DATASET EXCERPT →
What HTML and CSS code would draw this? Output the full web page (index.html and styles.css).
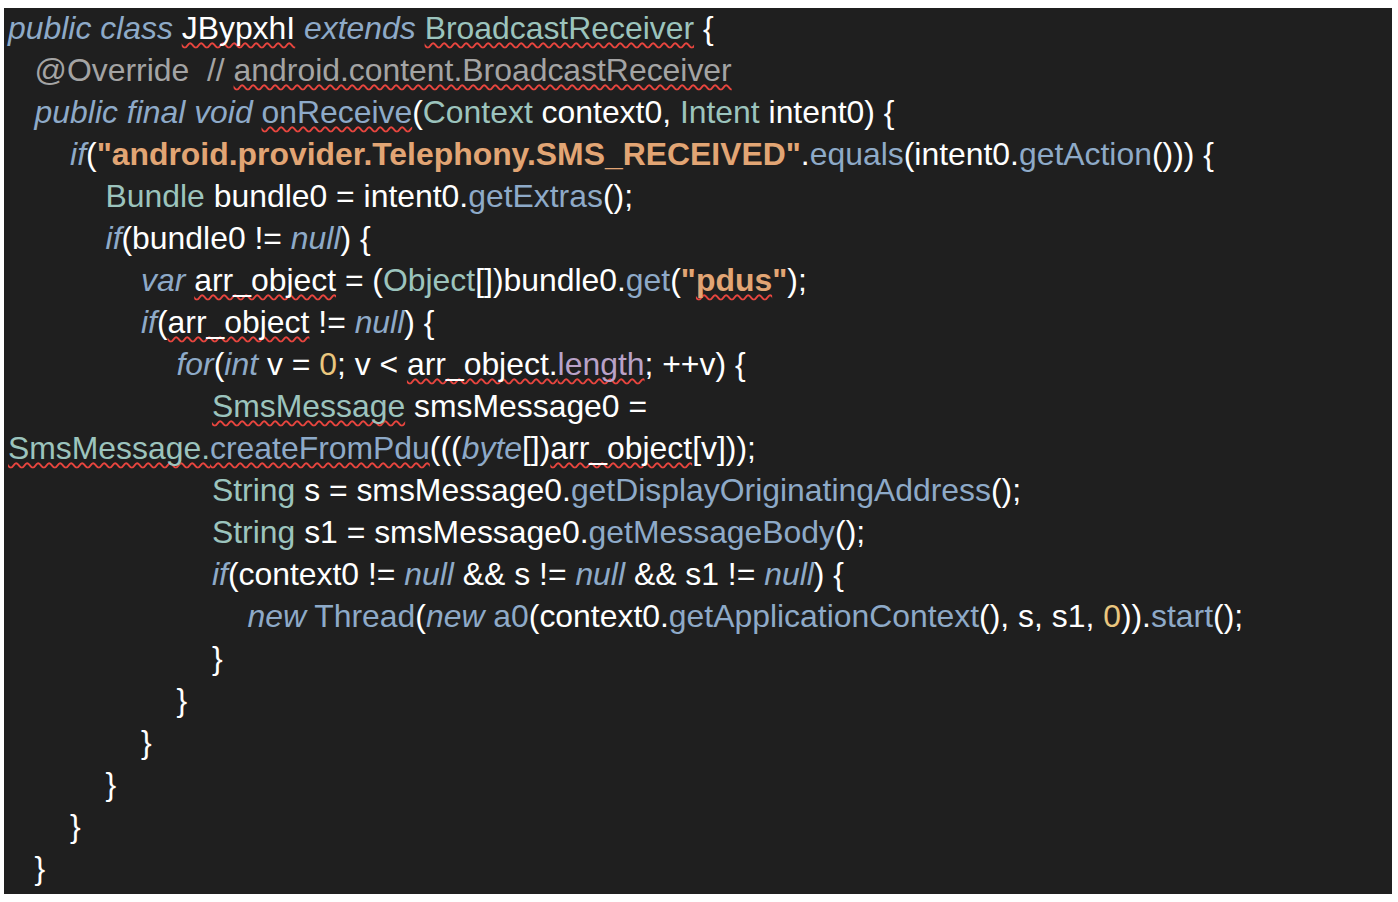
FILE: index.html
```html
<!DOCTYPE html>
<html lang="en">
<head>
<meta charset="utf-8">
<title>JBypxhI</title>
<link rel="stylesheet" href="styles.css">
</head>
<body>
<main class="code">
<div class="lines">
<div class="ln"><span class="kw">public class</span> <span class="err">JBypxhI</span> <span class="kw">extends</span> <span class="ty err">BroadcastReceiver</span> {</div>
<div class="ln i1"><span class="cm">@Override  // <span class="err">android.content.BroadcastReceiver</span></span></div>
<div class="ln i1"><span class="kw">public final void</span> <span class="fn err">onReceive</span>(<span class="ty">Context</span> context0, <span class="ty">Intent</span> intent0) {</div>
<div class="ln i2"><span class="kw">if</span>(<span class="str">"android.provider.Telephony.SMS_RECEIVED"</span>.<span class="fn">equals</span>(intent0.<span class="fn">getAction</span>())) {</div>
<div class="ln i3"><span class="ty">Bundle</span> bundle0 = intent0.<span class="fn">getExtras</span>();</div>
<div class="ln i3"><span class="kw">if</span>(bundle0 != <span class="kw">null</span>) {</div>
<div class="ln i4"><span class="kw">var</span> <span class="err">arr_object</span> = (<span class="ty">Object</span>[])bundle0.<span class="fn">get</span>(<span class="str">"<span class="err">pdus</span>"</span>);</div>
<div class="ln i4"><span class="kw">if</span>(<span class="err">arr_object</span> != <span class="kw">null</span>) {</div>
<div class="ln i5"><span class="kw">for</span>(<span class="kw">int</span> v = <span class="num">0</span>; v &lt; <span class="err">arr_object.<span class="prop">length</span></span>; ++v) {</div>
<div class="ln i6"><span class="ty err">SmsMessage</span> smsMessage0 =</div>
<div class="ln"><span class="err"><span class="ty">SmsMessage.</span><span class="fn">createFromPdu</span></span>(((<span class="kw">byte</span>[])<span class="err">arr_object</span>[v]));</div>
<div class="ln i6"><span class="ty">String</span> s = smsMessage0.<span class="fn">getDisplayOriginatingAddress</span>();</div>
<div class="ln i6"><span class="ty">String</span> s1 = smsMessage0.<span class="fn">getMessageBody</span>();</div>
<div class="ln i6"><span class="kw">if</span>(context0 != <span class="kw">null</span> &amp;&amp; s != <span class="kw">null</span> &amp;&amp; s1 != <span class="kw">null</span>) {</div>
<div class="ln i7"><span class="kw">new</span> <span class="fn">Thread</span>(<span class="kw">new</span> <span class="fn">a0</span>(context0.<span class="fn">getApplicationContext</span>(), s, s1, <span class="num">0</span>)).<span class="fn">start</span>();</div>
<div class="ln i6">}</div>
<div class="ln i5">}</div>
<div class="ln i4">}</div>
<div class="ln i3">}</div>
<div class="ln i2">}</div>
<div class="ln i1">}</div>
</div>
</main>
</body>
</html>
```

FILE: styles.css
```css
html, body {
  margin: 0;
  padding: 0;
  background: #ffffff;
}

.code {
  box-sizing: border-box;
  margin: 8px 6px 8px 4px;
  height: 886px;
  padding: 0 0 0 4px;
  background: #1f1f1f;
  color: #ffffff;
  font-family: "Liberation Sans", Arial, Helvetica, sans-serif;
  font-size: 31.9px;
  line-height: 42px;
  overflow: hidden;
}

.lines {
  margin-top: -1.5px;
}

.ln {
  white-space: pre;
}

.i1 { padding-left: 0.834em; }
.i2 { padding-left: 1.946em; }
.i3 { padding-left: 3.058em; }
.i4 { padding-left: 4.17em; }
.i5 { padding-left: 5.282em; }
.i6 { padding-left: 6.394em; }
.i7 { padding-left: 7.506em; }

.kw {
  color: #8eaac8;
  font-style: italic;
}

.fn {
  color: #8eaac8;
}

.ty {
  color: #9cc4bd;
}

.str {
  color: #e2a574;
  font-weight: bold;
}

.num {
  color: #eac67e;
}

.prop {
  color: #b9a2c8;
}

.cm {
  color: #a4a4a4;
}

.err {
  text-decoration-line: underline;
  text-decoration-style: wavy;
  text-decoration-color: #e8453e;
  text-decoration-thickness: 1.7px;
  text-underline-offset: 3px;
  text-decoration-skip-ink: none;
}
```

EXERCISE OBJECTIVE → Write out the full listing verbatim, excluding its pictures.

RESULT →
What HTML and CSS code would draw this? Output the full web page (index.html and styles.css).
FILE: index.html
```html
<!DOCTYPE html>
<html lang="en">
<head>
<meta charset="utf-8">
<title>JBypxhI</title>
<link rel="stylesheet" href="styles.css">
</head>
<body>
<main class="code">
<div class="lines">
<div class="ln"><span class="kw">public class</span> <span class="err">JBypxhI</span> <span class="kw">extends</span> <span class="ty err">BroadcastReceiver</span> {</div>
<div class="ln i1"><span class="cm">@Override  // <span class="err">android.content.BroadcastReceiver</span></span></div>
<div class="ln i1"><span class="kw">public final void</span> <span class="fn err">onReceive</span>(<span class="ty">Context</span> context0, <span class="ty">Intent</span> intent0) {</div>
<div class="ln i2"><span class="kw">if</span>(<span class="str">"android.provider.Telephony.SMS_RECEIVED"</span>.<span class="fn">equals</span>(intent0.<span class="fn">getAction</span>())) {</div>
<div class="ln i3"><span class="ty">Bundle</span> bundle0 = intent0.<span class="fn">getExtras</span>();</div>
<div class="ln i3"><span class="kw">if</span>(bundle0 != <span class="kw">null</span>) {</div>
<div class="ln i4"><span class="kw">var</span> <span class="err">arr_object</span> = (<span class="ty">Object</span>[])bundle0.<span class="fn">get</span>(<span class="str">"<span class="err">pdus</span>"</span>);</div>
<div class="ln i4"><span class="kw">if</span>(<span class="err">arr_object</span> != <span class="kw">null</span>) {</div>
<div class="ln i5"><span class="kw">for</span>(<span class="kw">int</span> v = <span class="num">0</span>; v &lt; <span class="err">arr_object.<span class="prop">length</span></span>; ++v) {</div>
<div class="ln i6"><span class="ty err">SmsMessage</span> smsMessage0 =</div>
<div class="ln"><span class="err"><span class="ty">SmsMessage.</span><span class="fn">createFromPdu</span></span>(((<span class="kw">byte</span>[])<span class="err">arr_object</span>[v]));</div>
<div class="ln i6"><span class="ty">String</span> s = smsMessage0.<span class="fn">getDisplayOriginatingAddress</span>();</div>
<div class="ln i6"><span class="ty">String</span> s1 = smsMessage0.<span class="fn">getMessageBody</span>();</div>
<div class="ln i6"><span class="kw">if</span>(context0 != <span class="kw">null</span> &amp;&amp; s != <span class="kw">null</span> &amp;&amp; s1 != <span class="kw">null</span>) {</div>
<div class="ln i7"><span class="kw">new</span> <span class="fn">Thread</span>(<span class="kw">new</span> <span class="fn">a0</span>(context0.<span class="fn">getApplicationContext</span>(), s, s1, <span class="num">0</span>)).<span class="fn">start</span>();</div>
<div class="ln i6">}</div>
<div class="ln i5">}</div>
<div class="ln i4">}</div>
<div class="ln i3">}</div>
<div class="ln i2">}</div>
<div class="ln i1">}</div>
</div>
</main>
</body>
</html>
```

FILE: styles.css
```css
html, body {
  margin: 0;
  padding: 0;
  background: #ffffff;
}

.code {
  box-sizing: border-box;
  margin: 8px 6px 8px 4px;
  height: 886px;
  padding: 0 0 0 4px;
  background: #1f1f1f;
  color: #ffffff;
  font-family: "Liberation Sans", Arial, Helvetica, sans-serif;
  font-size: 31.9px;
  line-height: 42px;
  overflow: hidden;
}

.lines {
  margin-top: -1.5px;
}

.ln {
  white-space: pre;
}

.i1 { padding-left: 0.834em; }
.i2 { padding-left: 1.946em; }
.i3 { padding-left: 3.058em; }
.i4 { padding-left: 4.17em; }
.i5 { padding-left: 5.282em; }
.i6 { padding-left: 6.394em; }
.i7 { padding-left: 7.506em; }

.kw {
  color: #8eaac8;
  font-style: italic;
}

.fn {
  color: #8eaac8;
}

.ty {
  color: #9cc4bd;
}

.str {
  color: #e2a574;
  font-weight: bold;
}

.num {
  color: #eac67e;
}

.prop {
  color: #b9a2c8;
}

.cm {
  color: #a4a4a4;
}

.err {
  text-decoration-line: underline;
  text-decoration-style: wavy;
  text-decoration-color: #e8453e;
  text-decoration-thickness: 1.7px;
  text-underline-offset: 3px;
  text-decoration-skip-ink: none;
}
```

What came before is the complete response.